At the time it was believed they were lost in Bass Strait, but later clues suggest they may have crashed near St Helens.

This story has many firsts:

  • First crossing of Bass Strait from North to South (second across Bass Strait)
  • First aerial search conducted in Tasmania
  • First loss of an aircraft in Bass Strait, with loss of 2 lives
  • First return flight across Bass Strait
  • First loss of life by the Australian Air Corp (which became the Royal Australian Air Force the following year)
Pilot Fred Huxley (rear) and passengers in the F.E.2b
Pilot Fred Huxley (rear) and passengers in the F.E.2b


First Plane to Land on King Island

Two early aviators made the trip from Melbourne to King Island, using the same F.E.2b (Farman Experimental 2) pusher biplane within two months of each other!

The first was Ray Parer on 23 November 1920 and then Fred Huxley on 04 January 1921.

The plane was a F.E.2b (Farman Experimental 2) pusher biplane. The engine and a four bladed propeller were behind the pilot, with seats for two passengers in front.

Both Parer and Huxley were pilots in the First World War.

Ray Parer from Melbourne served in the Royal Air Force. After the war, he and John McIntosh flew from the UK to Australia in a DH.9 biplane. On their epic 8-month flight, they suffered multiple mishaps and crashes.

After finishing the flight in Melbourne in August 1920, he decides to visit is uncle on King Island for a holiday. In the F.E.2b with two friends as passengers, he completed the first flight to King Island. They flew home to Melbourne a week later.

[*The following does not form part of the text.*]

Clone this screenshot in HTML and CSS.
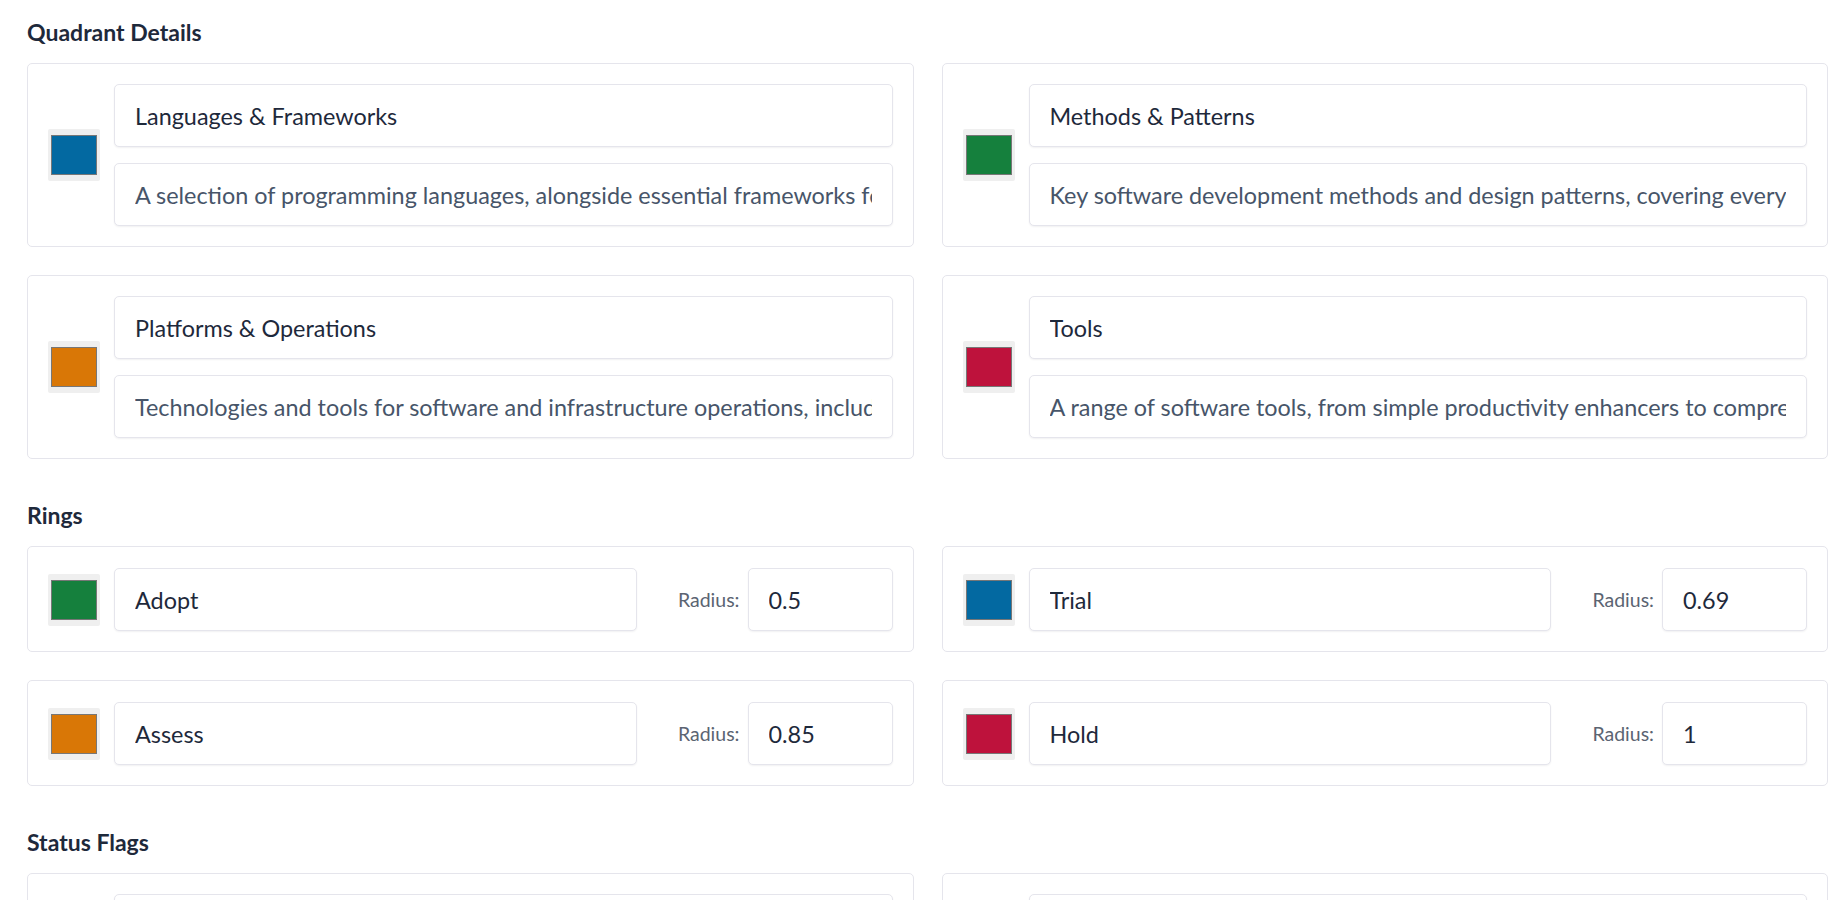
FILE: index.html
```html
<!DOCTYPE html>
<html lang="en">
<head>
<meta charset="utf-8">
<title>Radar Settings</title>
<link rel="stylesheet" href="styles.css">
</head>
<body>
<main class="page">
  <section class="section">
    <h2 class="section-title">Quadrant Details</h2>
    <div class="grid">
      <div class="card">
        <div class="swatch"><span class="swatch-color c-blue"></span></div>
        <div class="fields">
          <input class="field name" type="text" value="Languages &amp; Frameworks">
          <input class="field desc" type="text" value="A selection of programming languages, alongside essential frameworks for building a variety of software, from web apps to data pipelines.">
        </div>
      </div>
      <div class="card">
        <div class="swatch"><span class="swatch-color c-green"></span></div>
        <div class="fields">
          <input class="field name" type="text" value="Methods &amp; Patterns">
          <input class="field desc" type="text" value="Key software development methods and design patterns, covering everything from team practices to architecture.">
        </div>
      </div>
      <div class="card">
        <div class="swatch"><span class="swatch-color c-orange"></span></div>
        <div class="fields">
          <input class="field name" type="text" value="Platforms &amp; Operations">
          <input class="field desc" type="text" value="Technologies and tools for software and infrastructure operations, including cloud platforms, containers and monitoring.">
        </div>
      </div>
      <div class="card">
        <div class="swatch"><span class="swatch-color c-red"></span></div>
        <div class="fields">
          <input class="field name" type="text" value="Tools">
          <input class="field desc" type="text" value="A range of software tools, from simple productivity enhancers to comprehensive project solutions.">
        </div>
      </div>
    </div>
  </section>

  <section class="section">
    <h2 class="section-title">Rings</h2>
    <div class="grid">
      <div class="card ring">
        <div class="swatch"><span class="swatch-color c-green"></span></div>
        <input class="field name ring-name" type="text" value="Adopt">
        <label class="radius-label">Radius:</label>
        <input class="field radius" type="text" value="0.5">
      </div>
      <div class="card ring">
        <div class="swatch"><span class="swatch-color c-blue"></span></div>
        <input class="field name ring-name" type="text" value="Trial">
        <label class="radius-label">Radius:</label>
        <input class="field radius" type="text" value="0.69">
      </div>
      <div class="card ring">
        <div class="swatch"><span class="swatch-color c-orange"></span></div>
        <input class="field name ring-name" type="text" value="Assess">
        <label class="radius-label">Radius:</label>
        <input class="field radius" type="text" value="0.85">
      </div>
      <div class="card ring">
        <div class="swatch"><span class="swatch-color c-red"></span></div>
        <input class="field name ring-name" type="text" value="Hold">
        <label class="radius-label">Radius:</label>
        <input class="field radius" type="text" value="1">
      </div>
    </div>
  </section>

  <section class="section">
    <h2 class="section-title">Status Flags</h2>
    <div class="grid">
      <div class="card">
        <div class="swatch"><span class="swatch-color c-gray"></span></div>
        <div class="fields">
          <input class="field name" type="text" value="New">
          <input class="field desc" type="text" value="Recently added to the radar.">
        </div>
      </div>
      <div class="card">
        <div class="swatch"><span class="swatch-color c-gray"></span></div>
        <div class="fields">
          <input class="field name" type="text" value="Moved">
          <input class="field desc" type="text" value="Moved to a different ring since the last edition.">
        </div>
      </div>
    </div>
  </section>
</main>
</body>
</html>
```

FILE: styles.css
```css
html, body {
  margin: 0;
  padding: 0;
  background: #ffffff;
  overflow: hidden;
}

body {
  font-family: Lato, "Open Sans", "Liberation Sans", sans-serif;
  color: #1f2937;
}

.page {
  padding: 18px 12px 0 27px;
}

.section + .section {
  margin-top: 42px;
}

.section-title {
  margin: 0 0 17px 0;
  font-size: 23px;
  line-height: 28px;
  font-weight: 700;
  color: #1e293b;
}

.grid {
  display: grid;
  grid-template-columns: 1fr 1fr;
  column-gap: 28px;
  row-gap: 28px;
}

.card {
  display: flex;
  align-items: center;
  gap: 14px;
  padding: 20px;
  border: 1px solid #e5e5ec;
  border-radius: 5px;
  background: #ffffff;
}

.card.ring {
  padding-top: 21px;
  padding-bottom: 20px;
}

.swatch {
  flex: 0 0 auto;
  width: 52px;
  height: 52px;
  box-sizing: border-box;
  padding: 6px 3px;
  background: #efefef;
  border-radius: 2px;
}

.swatch-color {
  display: block;
  width: 100%;
  height: 100%;
  box-sizing: border-box;
  border: 1px solid #777777;
}

.c-blue { background: #0369a1; }
.c-green { background: #15803d; }
.c-orange { background: #d97706; }
.c-red { background: #be123c; }
.c-gray { background: #6b7280; }

.fields {
  flex: 1 1 auto;
  min-width: 0;
  display: flex;
  flex-direction: column;
  gap: 16px;
}

.field {
  display: block;
  box-sizing: border-box;
  height: 63px;
  margin: 0;
  padding: 0 20px;
  border: 1px solid #e5e5ec;
  border-radius: 5px;
  background: #ffffff;
  box-shadow: 0 1px 2px rgba(17, 24, 39, 0.06);
  font-family: inherit;
  font-size: 23.4px;
  color: #1e293b;
  outline: none;
}

.field.desc {
  color: #475569;
}

.ring-name {
  flex: 1 1 auto;
  min-width: 0;
  width: auto;
}

.radius-label {
  flex: 0 0 auto;
  margin-left: 27px;
  margin-right: -6px;
  font-size: 19.5px;
  color: #5b6472;
}

.field.radius {
  flex: 0 0 145px;
  width: 145px;
}
```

Fred Huxley was born and grew up on from King Island. He served in No 2 Squadron of the Australian Flying Corps. He was the first AFC pilot to shoot down an enemy aircraft.

With Huxley on his flight to King Island were his wife Lily (who was 5 months pregnant) and their 17-month-old baby daughter Freida.

Huxley then flew the plane to the Tasmanian mainland and went ‘barnstorming.’ He offered short joy flights throughout Tasmania. It would be the first time most Tasmanians had seen a plane or had the opportunity to fly in one. Six months later, after two crashes, he flies the plane back to Victoria.